Holmes has cited the 1947 country song "Sixteen Tons" (about the hard life of a coal miner) and the 1959 film adaptation of the Tennessee Williams play Suddenly Last Summer (which also contains allusions to cannibalism) as inspirations for "Timothy". He decided to combine the themes of both works into a ballad of three miners — Timothy, Joe, and the singer — trapped by a cave-in, sung in the first person from the perspective of one of the miners. By the time they are rescued, only two survive.

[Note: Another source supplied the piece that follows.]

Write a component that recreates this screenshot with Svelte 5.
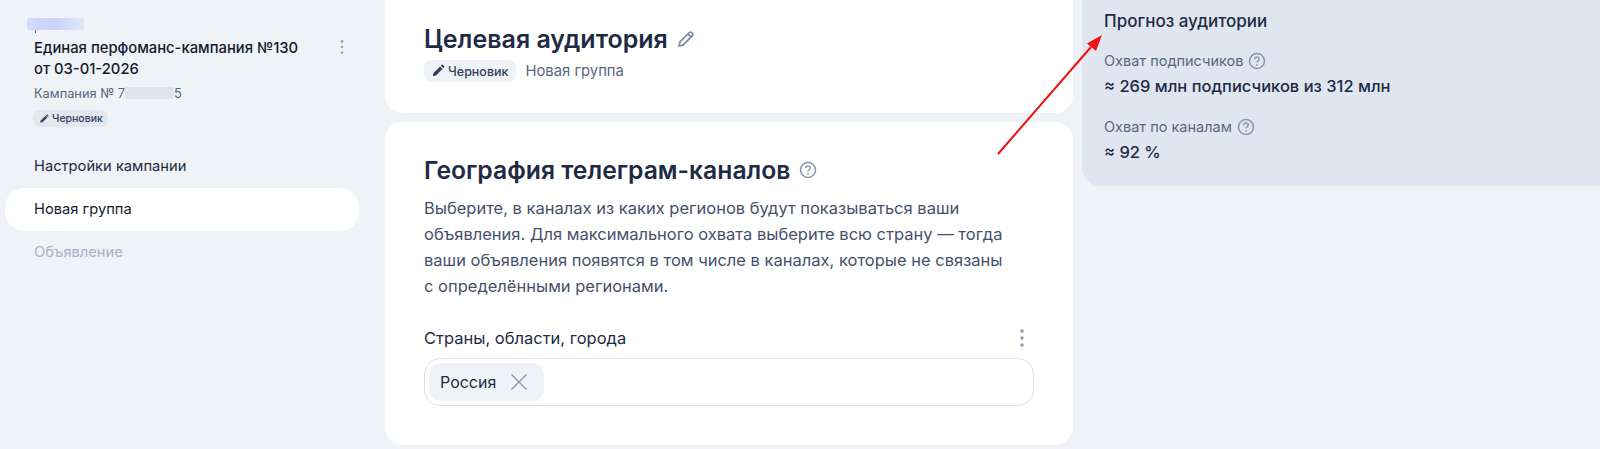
<script lang="ts">
  const navItems = [
    { label: "Настройки кампании", state: "" },
    { label: "Новая группа", state: "active" },
    { label: "Объявление", state: "disabled" },
  ];
</script>

{#snippet dots(cls)}
  <svg class={cls} viewBox="0 0 4 20" width="4" height="20" fill="currentColor">
    <circle cx="2" cy="3" r="1.7" />
    <circle cx="2" cy="10" r="1.7" />
    <circle cx="2" cy="17" r="1.7" />
  </svg>
{/snippet}

{#snippet pencil(size)}
  <svg viewBox="0 0 16 16" width={size} height={size} fill="currentColor">
    <path d="M2 14l.8-3.600 7.600-7.600 2.800 2.800-7.600 7.600L2 14z" />
    <path d="M11.200 2l1-1c.4-.4 1-.4 1.400 0l1.400 1.400c.4.4.4 1 0 1.400l-1 1L11.200 2z" />
  </svg>
{/snippet}

{#snippet help()}
  <svg class="help" viewBox="0 0 18 18" width="18" height="18" fill="none" stroke="currentColor">
    <circle cx="9" cy="9" r="7.500" stroke-width="1.600" />
    <path d="M6.800 7.200c0-1.300 1-2.100 2.200-2.100s2.200.8 2.200 2c0 1.700-2.200 1.700-2.200 3.400" stroke-width="1.500" />
    <circle cx="9" cy="12.800" r=".9" fill="currentColor" stroke="none" />
  </svg>
{/snippet}

<div class="page">
  <aside class="sidebar">
    <div class="head">
      <div class="blur-top"></div>
      <div class="blur-tick"></div>
      <div class="title-row">
        <div class="title">Единая перфоманс-кампания №130<br />от 03-01-2026</div>
        <span class="title-dots">{@render dots("dots-sm")}</span>
      </div>
      <div class="camp-id">Кампания № 7<span class="mask"></span>5</div>
      <span class="badge small">{@render pencil(10)}Черновик</span>
    </div>
    <nav>
      {#each navItems as item}
        <div class="nav-item {item.state}">{item.label}</div>
      {/each}
    </nav>
  </aside>

  <main>
    <section class="card first">
      <h2>Целевая аудитория <span class="edit"><svg viewBox="0 0 18 18" width="18" height="18" fill="none" stroke="currentColor" stroke-width="1.700"><path d="M2 16l.9-4L12.400 2.500a1.600 1.600 0 0 1 2.300 0l.8.8a1.600 1.600 0 0 1 0 2.300L6 15.100 2 16z" /><path d="M10.800 4l3.200 3.200" /></svg></span></h2>
      <div class="status">
        <span class="badge">{@render pencil(14)}Черновик</span>
        <span class="group-name">Новая группа</span>
      </div>
    </section>

    <section class="card second">
      <h2>География телеграм-каналов {@render help()}</h2>
      <p>
        Выберите, в каналах из каких регионов будут показываться ваши объявления. Для максимального охвата выберите всю страну — тогда ваши объявления появятся в том числе в каналах, которые не связаны с определёнными регионами.
      </p>
      <div class="field-label">
        <span>Страны, области, города</span>
        {@render dots("dots-lg")}
      </div>
      <div class="input">
        <span class="chip">
          Россия
          <svg viewBox="0 0 18 18" width="18" height="18" fill="none" stroke="currentColor" stroke-width="1.400"><path d="M1.500 1.500l15 15M16.500 1.500l-15 15" /></svg>
        </span>
      </div>
    </section>
  </main>

  <aside class="forecast">
    <h3>Прогноз аудитории</h3>
    <div class="metric">
      <div class="metric-label">Охват подписчиков {@render help()}</div>
      <div class="metric-value">≈ 269 млн подписчиков из 312 млн</div>
    </div>
    <div class="metric">
      <div class="metric-label">Охват по каналам {@render help()}</div>
      <div class="metric-value">≈ 92 %</div>
    </div>
  </aside>

  <!-- annotation arrow drawn over the screenshot -->
  <svg class="arrow" width="1600" height="449" viewBox="0 0 1600 449">
    <line x1="998" y1="154" x2="1091" y2="47" stroke="#f01010" stroke-width="2" />
    <path d="M1102 35l-6 16-9-7.500z" fill="#f01010" />
  </svg>
</div>

<style>
  :global(body) {
    margin: 0;
    background: #eff2f7;
  }

  .page {
    position: relative;
    display: grid;
    grid-template-columns: 385px 688px 1fr;
    height: 449px;
    overflow: hidden;
    font-family: Inter, "Noto Sans", sans-serif;
    color: #1f2a44;
  }

  .sidebar {
    padding-top: 18px;
  }

  .head {
    padding: 0 0 0 34px;
  }

  .blur-top {
    width: 57px;
    height: 12px;
    margin-left: -7px;
    background: linear-gradient(90deg, #d3dcf8, #c6d3fb 50%, #e3e8f7);
  }

  .blur-tick {
    width: 1px;
    height: 3px;
    margin-left: 1px;
    background: #3f6bf0;
  }

  .title-row {
    display: flex;
    justify-content: space-between;
    margin-top: 5px;
    width: 310px;
  }

  .title {
    font-size: 14.800px;
    font-weight: 500;
    line-height: 21px;
    color: #141b2e;
  }

  .title-dots {
    color: #9aa3b8;
    margin-top: 1px;
  }

  .dots-sm {
    display: block;
    width: 4px;
    height: 16px;
  }

  .camp-id {
    margin-top: 5px;
    font-size: 12.800px;
    line-height: 18px;
    color: #5b6680;
  }

  .mask {
    display: inline-block;
    width: 49px;
    height: 12px;
    background: #dfe4ec;
    vertical-align: -1px;
  }

  .badge {
    display: inline-flex;
    align-items: center;
    gap: 3px;
    border-radius: 7px;
    background: #eff2f7;
    color: #343f5c;
    font-size: 12.500px;
    font-weight: 500;
    padding: 0 7px;
    height: 22px;
  }

  .badge.small {
    margin-top: 7px;
    margin-left: -1px;
    height: 17px;
    font-size: 10.500px;
    background: #e2e7f0;
    padding: 0 5px 0 6px;
  }

  nav {
    margin-top: 17px;
    width: 354px;
    margin-left: 5px;
    display: flex;
    flex-direction: column;
  }

  .nav-item {
    height: 43px;
    line-height: 43px;
    padding-left: 29px;
    font-size: 14.700px;
    border-radius: 20px;
    color: #1f2a44;
  }

  .nav-item.active {
    background: #fff;
    color: #141b2e;
  }

  .nav-item.disabled {
    color: #a9b2c6;
  }

  main {
    display: flex;
    flex-direction: column;
    gap: 9px;
    height: 445px;
  }

  .card {
    background: #fff;
    border-radius: 18px;
    padding: 0 39px;
  }

  .card.first {
    height: 113px;
    border-radius: 0 0 18px 18px;
    padding-top: 22px;
    box-sizing: border-box;
  }

  .card.second {
    flex: 1;
    padding-top: 31px;
  }

  h2 {
    margin: 0;
    font-size: 24.700px;
    line-height: 34px;
    font-weight: 600;
    color: #1f2a44;
    display: flex;
    align-items: center;
    gap: 9px;
  }

  .card.first h2 {
    font-size: 25px;
  }

  .edit {
    display: flex;
    color: #7c87a0;
  }

  .help {
    color: #8c96ad;
  }

  .status {
    display: flex;
    align-items: center;
    gap: 10px;
    margin-top: 4px;
  }

  .group-name {
    font-size: 14.800px;
    color: #5b6680;
  }

  p {
    margin: 8px 0 0;
    width: 585px;
    font-size: 16.500px;
    line-height: 26px;
    color: #46506a;
  }

  .field-label {
    display: flex;
    justify-content: space-between;
    align-items: center;
    margin-top: 27px;
    font-size: 16.500px;
    line-height: 24px;
    color: #1f2a44;
    width: 600px;
  }

  .dots-lg {
    color: #8f99ae;
  }

  .input {
    margin-top: 8px;
    width: 610px;
    height: 48px;
    box-sizing: border-box;
    border: 1px solid #dcdfea;
    border-radius: 16px;
    padding: 4px;
  }

  .chip {
    display: inline-flex;
    align-items: center;
    gap: 14px;
    height: 38px;
    padding: 0 16px 0 11px;
    border-radius: 12px;
    background: #eff2f7;
    font-size: 16px;
    color: #1f2a44;
  }

  .chip svg {
    color: #8c96ad;
  }

  .forecast {
    margin: 0 0 0 9px;
    height: 186px;
    box-sizing: border-box;
    background: #e0e6f0;
    border-radius: 0 0 0 18px;
    padding: 9px 22px;
  }

  h3 {
    margin: 0;
    font-size: 17px;
    font-weight: 500;
    line-height: 24px;
    color: #1f2a44;
  }

  .metric {
    margin-top: 15px;
  }

  .metric + .metric {
    margin-top: 15px;
  }

  .metric-label {
    display: flex;
    align-items: center;
    gap: 5px;
    font-size: 14.500px;
    line-height: 25px;
    color: #5b6680;
  }

  .metric-value {
    font-size: 16.500px;
    font-weight: 500;
    line-height: 26px;
    color: #1f2a44;
  }

  .arrow {
    position: absolute;
    inset: 0;
    pointer-events: none;
  }
</style>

Although the fate of the missing man, Timothy, is never explicitly revealed, it is strongly implied by the fact that the survivors, once hungry and with no access to food and only enough water for two people, show no sign of hunger when they're rescued. Indeed, the singer's "stomach was full as it could be"; how they found food, however, is purposely left blank, and the singer has blacked out the experience leaving him unable to recall how they obtained food or what happened to Timothy (the lyrics make it clear he suspects he and Joe ate Timothy: "God, why don't I know?!").

To make the song appealing to listeners, Holmes disguised the borderline-gruesome lyrics to a degree by juxtaposing them against a light, bouncy melody with a heavy emphasis on brass and string orchestrated and conducted by Howard Reeves.

Although not an official member of The Buoys, Holmes played piano on the song in addition to composing it.

"Timothy" attracted little attention when it was first released, in large part because Scepter Records did not promote the record. Soon, however, it became popular among young listeners who were able to deduce Timothy's fate from the lyrics. Only as the song became more frequently requested did radio stations begin to take note of it and its unsettling subject matter. Then, just as Holmes and the Buoys had expected, the song started getting banned.